ROWS:
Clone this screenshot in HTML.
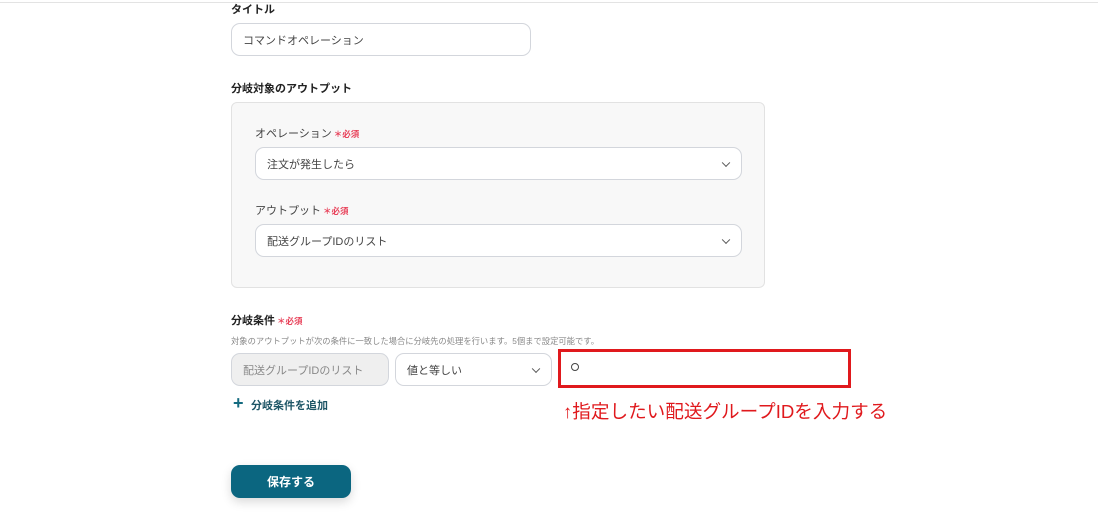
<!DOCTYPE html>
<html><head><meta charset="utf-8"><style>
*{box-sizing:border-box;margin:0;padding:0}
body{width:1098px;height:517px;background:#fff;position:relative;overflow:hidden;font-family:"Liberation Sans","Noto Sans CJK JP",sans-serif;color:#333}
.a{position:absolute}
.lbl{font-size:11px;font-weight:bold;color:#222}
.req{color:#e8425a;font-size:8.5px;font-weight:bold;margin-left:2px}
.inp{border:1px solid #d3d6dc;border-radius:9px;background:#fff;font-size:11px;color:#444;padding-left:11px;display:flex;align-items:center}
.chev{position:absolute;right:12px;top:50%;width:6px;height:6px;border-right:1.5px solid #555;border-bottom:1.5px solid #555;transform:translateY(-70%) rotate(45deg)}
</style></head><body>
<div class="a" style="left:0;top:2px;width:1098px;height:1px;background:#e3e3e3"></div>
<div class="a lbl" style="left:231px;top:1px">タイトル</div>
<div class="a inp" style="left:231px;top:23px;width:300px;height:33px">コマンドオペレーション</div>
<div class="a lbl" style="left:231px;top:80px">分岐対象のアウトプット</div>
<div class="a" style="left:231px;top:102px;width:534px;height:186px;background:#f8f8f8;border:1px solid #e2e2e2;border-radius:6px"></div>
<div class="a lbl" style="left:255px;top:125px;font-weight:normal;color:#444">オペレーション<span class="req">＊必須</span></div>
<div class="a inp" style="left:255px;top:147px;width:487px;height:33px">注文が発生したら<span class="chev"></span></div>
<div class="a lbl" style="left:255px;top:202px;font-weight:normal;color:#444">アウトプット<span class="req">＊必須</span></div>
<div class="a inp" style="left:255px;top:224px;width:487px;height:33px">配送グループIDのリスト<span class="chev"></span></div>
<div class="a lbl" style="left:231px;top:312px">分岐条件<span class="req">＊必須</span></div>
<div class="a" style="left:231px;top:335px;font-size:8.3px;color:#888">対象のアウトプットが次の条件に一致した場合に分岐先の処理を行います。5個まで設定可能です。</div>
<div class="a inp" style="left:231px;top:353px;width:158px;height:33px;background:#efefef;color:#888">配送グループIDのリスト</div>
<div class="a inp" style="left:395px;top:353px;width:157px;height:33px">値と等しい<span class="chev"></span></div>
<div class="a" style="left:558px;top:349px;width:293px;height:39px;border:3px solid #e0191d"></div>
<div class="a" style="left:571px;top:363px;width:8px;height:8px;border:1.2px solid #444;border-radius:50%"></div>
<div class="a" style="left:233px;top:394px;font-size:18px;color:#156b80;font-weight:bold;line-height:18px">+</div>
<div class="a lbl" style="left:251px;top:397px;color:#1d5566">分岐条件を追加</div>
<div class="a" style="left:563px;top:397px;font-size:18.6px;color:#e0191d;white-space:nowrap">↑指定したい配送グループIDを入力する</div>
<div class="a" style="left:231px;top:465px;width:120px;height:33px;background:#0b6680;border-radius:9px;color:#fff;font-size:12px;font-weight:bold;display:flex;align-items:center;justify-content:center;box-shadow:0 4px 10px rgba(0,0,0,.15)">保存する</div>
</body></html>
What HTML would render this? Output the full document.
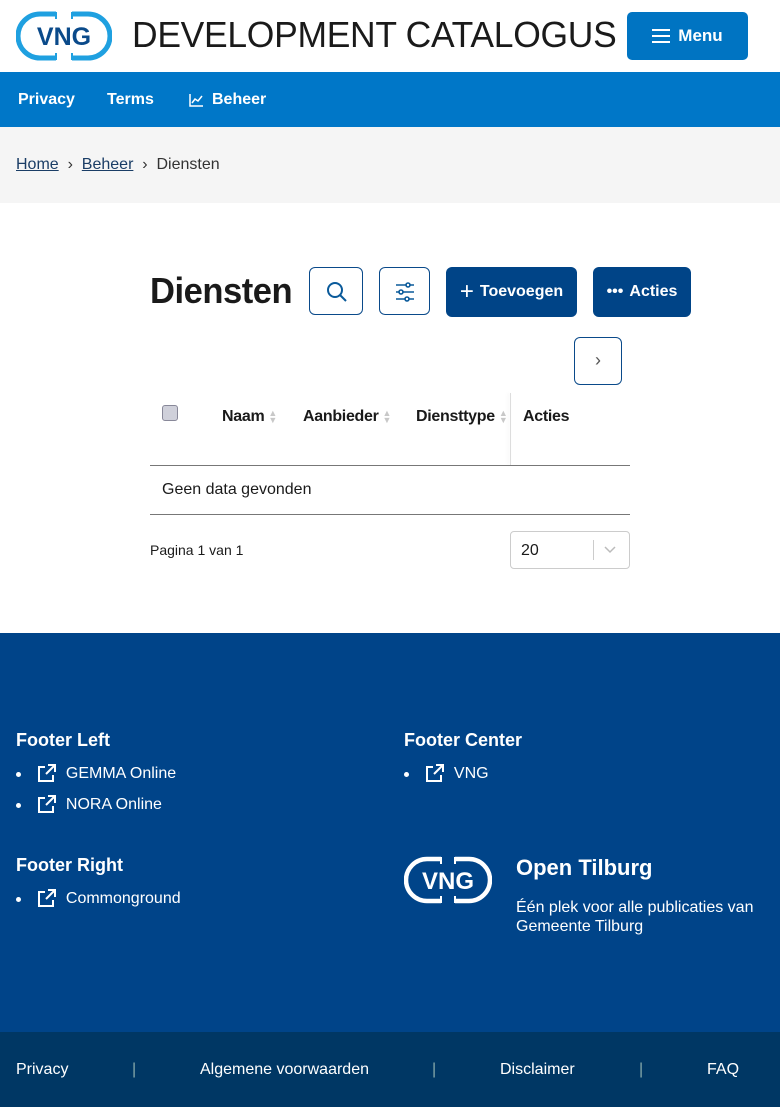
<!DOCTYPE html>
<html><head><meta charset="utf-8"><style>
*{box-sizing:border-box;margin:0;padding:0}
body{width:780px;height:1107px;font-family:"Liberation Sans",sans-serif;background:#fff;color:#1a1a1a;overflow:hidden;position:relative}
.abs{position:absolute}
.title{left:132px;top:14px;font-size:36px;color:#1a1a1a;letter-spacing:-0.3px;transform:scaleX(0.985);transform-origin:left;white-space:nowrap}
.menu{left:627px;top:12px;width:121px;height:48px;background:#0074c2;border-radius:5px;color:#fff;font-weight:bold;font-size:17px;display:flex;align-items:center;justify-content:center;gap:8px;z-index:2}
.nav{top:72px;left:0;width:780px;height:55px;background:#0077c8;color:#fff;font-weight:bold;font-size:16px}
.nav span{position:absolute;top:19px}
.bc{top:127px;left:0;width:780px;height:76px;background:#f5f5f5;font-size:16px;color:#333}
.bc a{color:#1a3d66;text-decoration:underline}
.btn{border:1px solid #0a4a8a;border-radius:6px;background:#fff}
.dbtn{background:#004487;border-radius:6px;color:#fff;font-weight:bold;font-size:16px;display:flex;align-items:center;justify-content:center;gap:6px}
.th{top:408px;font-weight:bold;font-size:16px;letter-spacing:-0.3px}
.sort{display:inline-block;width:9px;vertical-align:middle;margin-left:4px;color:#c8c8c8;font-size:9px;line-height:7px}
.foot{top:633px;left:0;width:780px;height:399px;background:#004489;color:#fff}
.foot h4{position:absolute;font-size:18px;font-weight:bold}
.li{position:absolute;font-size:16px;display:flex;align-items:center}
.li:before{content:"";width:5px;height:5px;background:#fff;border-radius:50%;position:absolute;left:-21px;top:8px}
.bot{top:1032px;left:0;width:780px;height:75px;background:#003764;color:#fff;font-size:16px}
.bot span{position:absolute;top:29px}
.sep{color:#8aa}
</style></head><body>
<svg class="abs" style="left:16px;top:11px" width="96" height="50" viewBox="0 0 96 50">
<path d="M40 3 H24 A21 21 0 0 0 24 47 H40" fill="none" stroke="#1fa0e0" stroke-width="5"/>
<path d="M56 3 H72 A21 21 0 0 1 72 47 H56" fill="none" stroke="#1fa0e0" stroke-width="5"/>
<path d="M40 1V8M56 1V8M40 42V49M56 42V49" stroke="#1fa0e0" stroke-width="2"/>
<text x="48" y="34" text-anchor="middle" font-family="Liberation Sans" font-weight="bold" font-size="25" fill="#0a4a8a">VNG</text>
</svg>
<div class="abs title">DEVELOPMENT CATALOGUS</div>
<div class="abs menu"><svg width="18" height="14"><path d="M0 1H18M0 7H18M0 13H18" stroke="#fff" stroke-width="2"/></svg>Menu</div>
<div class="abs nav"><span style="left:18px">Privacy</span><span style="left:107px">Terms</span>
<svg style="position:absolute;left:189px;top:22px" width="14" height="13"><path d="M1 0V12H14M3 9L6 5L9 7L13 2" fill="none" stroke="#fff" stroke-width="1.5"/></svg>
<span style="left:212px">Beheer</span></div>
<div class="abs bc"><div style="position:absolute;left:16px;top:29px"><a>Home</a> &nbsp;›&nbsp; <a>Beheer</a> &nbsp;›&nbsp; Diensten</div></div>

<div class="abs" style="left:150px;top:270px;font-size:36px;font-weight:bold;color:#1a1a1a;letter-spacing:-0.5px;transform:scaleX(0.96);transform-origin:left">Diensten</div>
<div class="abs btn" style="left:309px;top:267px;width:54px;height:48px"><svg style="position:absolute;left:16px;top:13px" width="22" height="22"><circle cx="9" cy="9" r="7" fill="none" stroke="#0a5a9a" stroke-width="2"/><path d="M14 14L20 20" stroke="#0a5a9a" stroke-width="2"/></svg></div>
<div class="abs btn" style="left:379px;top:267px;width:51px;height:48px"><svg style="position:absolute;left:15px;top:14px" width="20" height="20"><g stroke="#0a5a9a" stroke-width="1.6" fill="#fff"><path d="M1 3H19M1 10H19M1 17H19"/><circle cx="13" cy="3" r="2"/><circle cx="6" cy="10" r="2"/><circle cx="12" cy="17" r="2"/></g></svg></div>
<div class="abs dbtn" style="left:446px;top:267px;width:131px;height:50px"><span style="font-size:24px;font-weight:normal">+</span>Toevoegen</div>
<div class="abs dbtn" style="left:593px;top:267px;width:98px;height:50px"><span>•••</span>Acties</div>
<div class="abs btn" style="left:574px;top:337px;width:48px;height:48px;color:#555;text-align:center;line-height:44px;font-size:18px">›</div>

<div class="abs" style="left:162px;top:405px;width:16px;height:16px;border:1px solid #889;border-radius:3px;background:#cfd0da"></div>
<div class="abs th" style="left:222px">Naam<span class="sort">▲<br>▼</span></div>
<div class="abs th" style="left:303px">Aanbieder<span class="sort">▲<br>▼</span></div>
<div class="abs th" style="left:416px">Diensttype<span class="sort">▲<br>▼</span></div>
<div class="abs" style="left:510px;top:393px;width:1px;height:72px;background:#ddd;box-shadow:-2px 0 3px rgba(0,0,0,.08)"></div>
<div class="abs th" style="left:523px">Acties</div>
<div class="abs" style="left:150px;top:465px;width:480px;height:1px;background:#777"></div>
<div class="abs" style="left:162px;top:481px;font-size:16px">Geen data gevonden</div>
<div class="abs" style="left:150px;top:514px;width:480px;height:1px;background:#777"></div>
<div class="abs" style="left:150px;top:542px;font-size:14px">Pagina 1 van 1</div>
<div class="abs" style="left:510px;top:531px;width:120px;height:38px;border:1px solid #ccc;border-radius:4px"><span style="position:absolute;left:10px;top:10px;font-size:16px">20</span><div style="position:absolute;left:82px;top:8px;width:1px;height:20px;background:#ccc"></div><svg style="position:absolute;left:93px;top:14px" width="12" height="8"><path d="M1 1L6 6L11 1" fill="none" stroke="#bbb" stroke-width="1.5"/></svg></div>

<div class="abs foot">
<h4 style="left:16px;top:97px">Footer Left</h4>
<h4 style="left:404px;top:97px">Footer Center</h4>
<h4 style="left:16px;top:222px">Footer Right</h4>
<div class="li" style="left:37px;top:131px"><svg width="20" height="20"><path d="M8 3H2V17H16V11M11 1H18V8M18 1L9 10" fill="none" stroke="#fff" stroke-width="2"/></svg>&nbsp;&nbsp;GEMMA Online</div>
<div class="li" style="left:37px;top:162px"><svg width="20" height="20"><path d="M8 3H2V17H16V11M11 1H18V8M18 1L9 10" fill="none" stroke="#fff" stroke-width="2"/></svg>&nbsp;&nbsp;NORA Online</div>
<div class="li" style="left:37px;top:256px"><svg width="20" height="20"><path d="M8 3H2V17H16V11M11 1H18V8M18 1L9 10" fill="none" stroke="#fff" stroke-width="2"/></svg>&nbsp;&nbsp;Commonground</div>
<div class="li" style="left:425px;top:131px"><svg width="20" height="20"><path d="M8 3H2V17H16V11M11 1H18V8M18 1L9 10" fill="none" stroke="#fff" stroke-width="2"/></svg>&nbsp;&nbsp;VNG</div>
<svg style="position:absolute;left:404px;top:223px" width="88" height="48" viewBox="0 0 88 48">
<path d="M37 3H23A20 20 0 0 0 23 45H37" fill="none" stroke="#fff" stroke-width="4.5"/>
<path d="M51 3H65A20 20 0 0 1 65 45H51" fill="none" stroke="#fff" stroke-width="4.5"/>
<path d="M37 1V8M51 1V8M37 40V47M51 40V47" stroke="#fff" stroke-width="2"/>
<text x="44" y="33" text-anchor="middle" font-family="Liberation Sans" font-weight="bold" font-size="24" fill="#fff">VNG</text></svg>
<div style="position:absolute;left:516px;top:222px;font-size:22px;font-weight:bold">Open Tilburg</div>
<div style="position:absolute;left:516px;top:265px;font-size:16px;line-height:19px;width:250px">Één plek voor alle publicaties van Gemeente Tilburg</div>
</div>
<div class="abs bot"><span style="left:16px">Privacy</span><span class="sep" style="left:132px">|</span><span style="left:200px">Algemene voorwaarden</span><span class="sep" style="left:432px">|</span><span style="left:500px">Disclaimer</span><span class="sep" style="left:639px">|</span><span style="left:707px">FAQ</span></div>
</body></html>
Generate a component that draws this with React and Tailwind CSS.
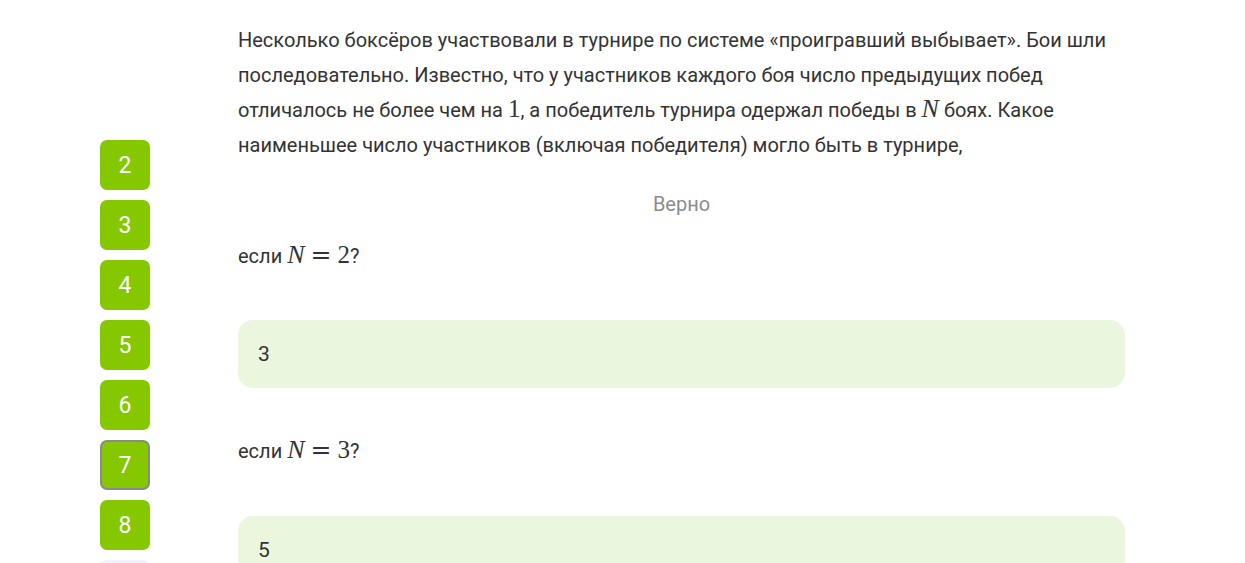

GOAL OF THE EXERCISE:
Using the listing above, say how many of its lines contain the string "this", giving nothing but the figure.

TASK ANSWER:
3